What you need to do ▸ Look through the material below. Copy each line that contains the string "document".

Source data ▸
········

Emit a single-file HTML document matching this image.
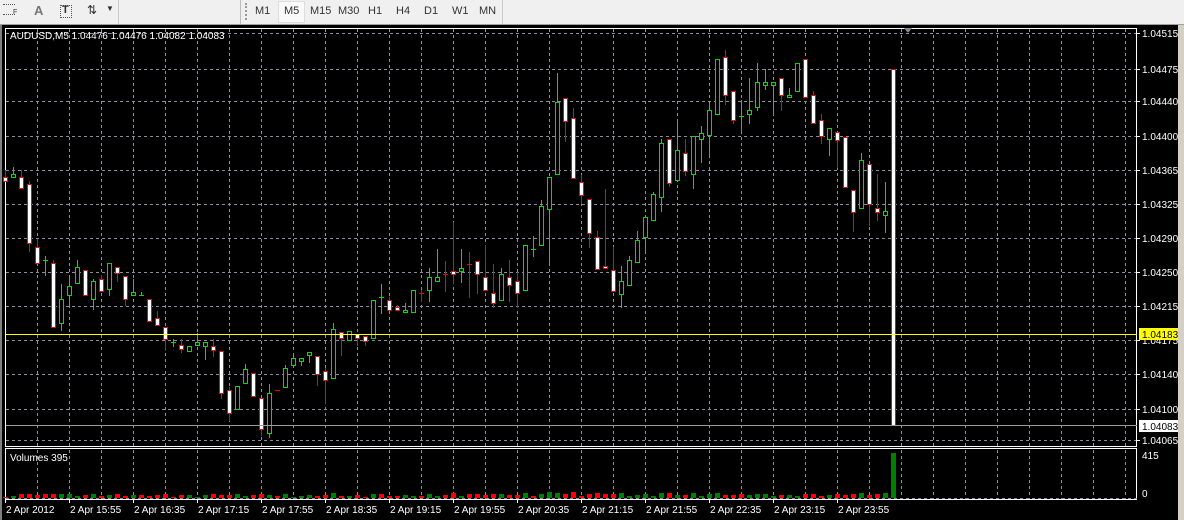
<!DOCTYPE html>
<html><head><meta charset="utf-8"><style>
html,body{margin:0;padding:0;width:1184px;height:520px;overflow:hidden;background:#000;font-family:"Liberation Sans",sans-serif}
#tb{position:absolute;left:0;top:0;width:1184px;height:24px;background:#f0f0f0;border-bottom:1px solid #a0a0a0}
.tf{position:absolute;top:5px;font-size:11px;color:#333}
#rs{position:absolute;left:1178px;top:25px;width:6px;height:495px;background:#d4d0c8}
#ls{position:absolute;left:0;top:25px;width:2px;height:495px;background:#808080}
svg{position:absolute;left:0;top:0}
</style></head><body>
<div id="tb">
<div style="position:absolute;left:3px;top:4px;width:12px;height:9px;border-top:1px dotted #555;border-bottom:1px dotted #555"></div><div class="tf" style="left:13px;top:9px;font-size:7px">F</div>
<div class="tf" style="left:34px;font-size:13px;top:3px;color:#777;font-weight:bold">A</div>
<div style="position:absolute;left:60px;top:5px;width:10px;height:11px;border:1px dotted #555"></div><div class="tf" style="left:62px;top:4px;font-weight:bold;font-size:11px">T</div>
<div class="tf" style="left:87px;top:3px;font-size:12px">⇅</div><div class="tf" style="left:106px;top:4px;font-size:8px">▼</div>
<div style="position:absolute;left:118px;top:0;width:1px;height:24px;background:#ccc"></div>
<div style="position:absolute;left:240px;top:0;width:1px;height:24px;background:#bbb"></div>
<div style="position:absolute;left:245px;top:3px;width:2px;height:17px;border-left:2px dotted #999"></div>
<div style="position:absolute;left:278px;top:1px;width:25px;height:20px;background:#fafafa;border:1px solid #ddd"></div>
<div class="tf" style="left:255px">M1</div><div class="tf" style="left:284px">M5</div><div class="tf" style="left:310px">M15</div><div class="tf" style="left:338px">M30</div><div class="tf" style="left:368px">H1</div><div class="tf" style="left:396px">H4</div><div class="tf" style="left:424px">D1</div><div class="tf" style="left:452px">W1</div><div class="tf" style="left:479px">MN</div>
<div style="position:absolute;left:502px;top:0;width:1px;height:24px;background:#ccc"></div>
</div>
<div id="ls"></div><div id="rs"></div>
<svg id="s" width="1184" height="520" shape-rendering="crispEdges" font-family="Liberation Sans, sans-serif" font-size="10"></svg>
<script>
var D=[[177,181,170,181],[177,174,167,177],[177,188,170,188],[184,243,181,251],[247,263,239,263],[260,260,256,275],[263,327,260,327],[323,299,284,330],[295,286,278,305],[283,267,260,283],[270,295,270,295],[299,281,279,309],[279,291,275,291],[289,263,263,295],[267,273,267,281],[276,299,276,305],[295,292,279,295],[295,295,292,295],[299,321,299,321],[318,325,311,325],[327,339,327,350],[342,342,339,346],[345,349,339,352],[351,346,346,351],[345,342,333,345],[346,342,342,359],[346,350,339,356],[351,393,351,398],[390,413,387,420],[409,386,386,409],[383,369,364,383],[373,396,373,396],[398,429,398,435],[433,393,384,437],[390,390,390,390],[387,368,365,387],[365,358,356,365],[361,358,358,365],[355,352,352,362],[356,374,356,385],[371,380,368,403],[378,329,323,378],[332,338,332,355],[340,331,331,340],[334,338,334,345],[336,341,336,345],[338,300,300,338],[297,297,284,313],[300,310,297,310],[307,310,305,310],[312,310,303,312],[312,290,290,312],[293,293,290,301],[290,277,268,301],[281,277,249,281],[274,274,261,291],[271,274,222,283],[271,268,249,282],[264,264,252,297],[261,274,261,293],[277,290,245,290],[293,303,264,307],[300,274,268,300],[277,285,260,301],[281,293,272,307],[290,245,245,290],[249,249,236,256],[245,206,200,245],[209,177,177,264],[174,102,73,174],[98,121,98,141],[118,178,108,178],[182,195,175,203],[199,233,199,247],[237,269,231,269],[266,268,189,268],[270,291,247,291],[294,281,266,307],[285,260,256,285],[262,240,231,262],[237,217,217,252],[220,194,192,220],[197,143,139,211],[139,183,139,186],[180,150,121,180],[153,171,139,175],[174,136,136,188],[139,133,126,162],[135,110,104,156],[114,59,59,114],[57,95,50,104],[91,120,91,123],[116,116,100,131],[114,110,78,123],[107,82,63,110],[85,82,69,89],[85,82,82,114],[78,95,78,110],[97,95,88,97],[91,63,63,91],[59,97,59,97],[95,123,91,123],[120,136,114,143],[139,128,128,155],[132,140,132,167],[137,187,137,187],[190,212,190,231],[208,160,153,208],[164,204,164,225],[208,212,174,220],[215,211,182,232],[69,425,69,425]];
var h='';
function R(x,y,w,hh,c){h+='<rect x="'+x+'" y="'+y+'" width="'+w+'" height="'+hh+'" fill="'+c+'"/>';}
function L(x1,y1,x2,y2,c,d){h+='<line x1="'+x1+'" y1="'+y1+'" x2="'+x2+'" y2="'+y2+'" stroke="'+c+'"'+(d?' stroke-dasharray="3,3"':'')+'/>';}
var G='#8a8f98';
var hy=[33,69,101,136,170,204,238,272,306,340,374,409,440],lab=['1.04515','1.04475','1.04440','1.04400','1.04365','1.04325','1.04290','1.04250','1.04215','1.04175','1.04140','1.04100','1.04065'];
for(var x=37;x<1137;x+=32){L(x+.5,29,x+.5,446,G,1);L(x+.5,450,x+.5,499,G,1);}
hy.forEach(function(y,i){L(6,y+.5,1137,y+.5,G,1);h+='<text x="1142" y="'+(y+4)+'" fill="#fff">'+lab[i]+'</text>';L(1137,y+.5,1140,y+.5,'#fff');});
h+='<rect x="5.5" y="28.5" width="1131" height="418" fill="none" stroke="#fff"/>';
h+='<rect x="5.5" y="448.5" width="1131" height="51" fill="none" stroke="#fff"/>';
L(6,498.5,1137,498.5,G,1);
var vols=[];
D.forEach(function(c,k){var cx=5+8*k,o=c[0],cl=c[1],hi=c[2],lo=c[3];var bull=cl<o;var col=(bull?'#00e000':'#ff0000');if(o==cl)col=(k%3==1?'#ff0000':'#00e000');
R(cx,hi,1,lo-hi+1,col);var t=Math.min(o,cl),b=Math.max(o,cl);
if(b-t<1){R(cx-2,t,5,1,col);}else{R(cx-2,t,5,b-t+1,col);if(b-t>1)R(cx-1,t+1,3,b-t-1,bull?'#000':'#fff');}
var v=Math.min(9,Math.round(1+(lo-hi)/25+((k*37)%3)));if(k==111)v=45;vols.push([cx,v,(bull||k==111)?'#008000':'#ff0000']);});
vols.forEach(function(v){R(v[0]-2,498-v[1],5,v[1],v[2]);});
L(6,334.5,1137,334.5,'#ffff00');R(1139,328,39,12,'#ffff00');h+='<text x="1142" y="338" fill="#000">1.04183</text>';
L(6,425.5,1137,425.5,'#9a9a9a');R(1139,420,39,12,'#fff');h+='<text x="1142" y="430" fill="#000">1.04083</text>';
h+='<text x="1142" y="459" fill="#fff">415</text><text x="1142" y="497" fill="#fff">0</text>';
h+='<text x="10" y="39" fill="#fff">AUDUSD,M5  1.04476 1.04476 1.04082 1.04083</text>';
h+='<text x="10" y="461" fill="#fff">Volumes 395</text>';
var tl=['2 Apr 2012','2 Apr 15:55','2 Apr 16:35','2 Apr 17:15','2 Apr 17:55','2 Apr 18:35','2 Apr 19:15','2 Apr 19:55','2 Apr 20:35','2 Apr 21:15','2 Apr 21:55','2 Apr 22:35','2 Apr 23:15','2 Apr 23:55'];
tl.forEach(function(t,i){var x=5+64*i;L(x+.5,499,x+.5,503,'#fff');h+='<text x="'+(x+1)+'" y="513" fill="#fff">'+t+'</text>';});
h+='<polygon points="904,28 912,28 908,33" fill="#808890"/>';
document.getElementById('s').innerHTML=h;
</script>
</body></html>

········

Right answer ▸
Emit a single-file HTML document matching this image.
document.getElementById('s').innerHTML=h;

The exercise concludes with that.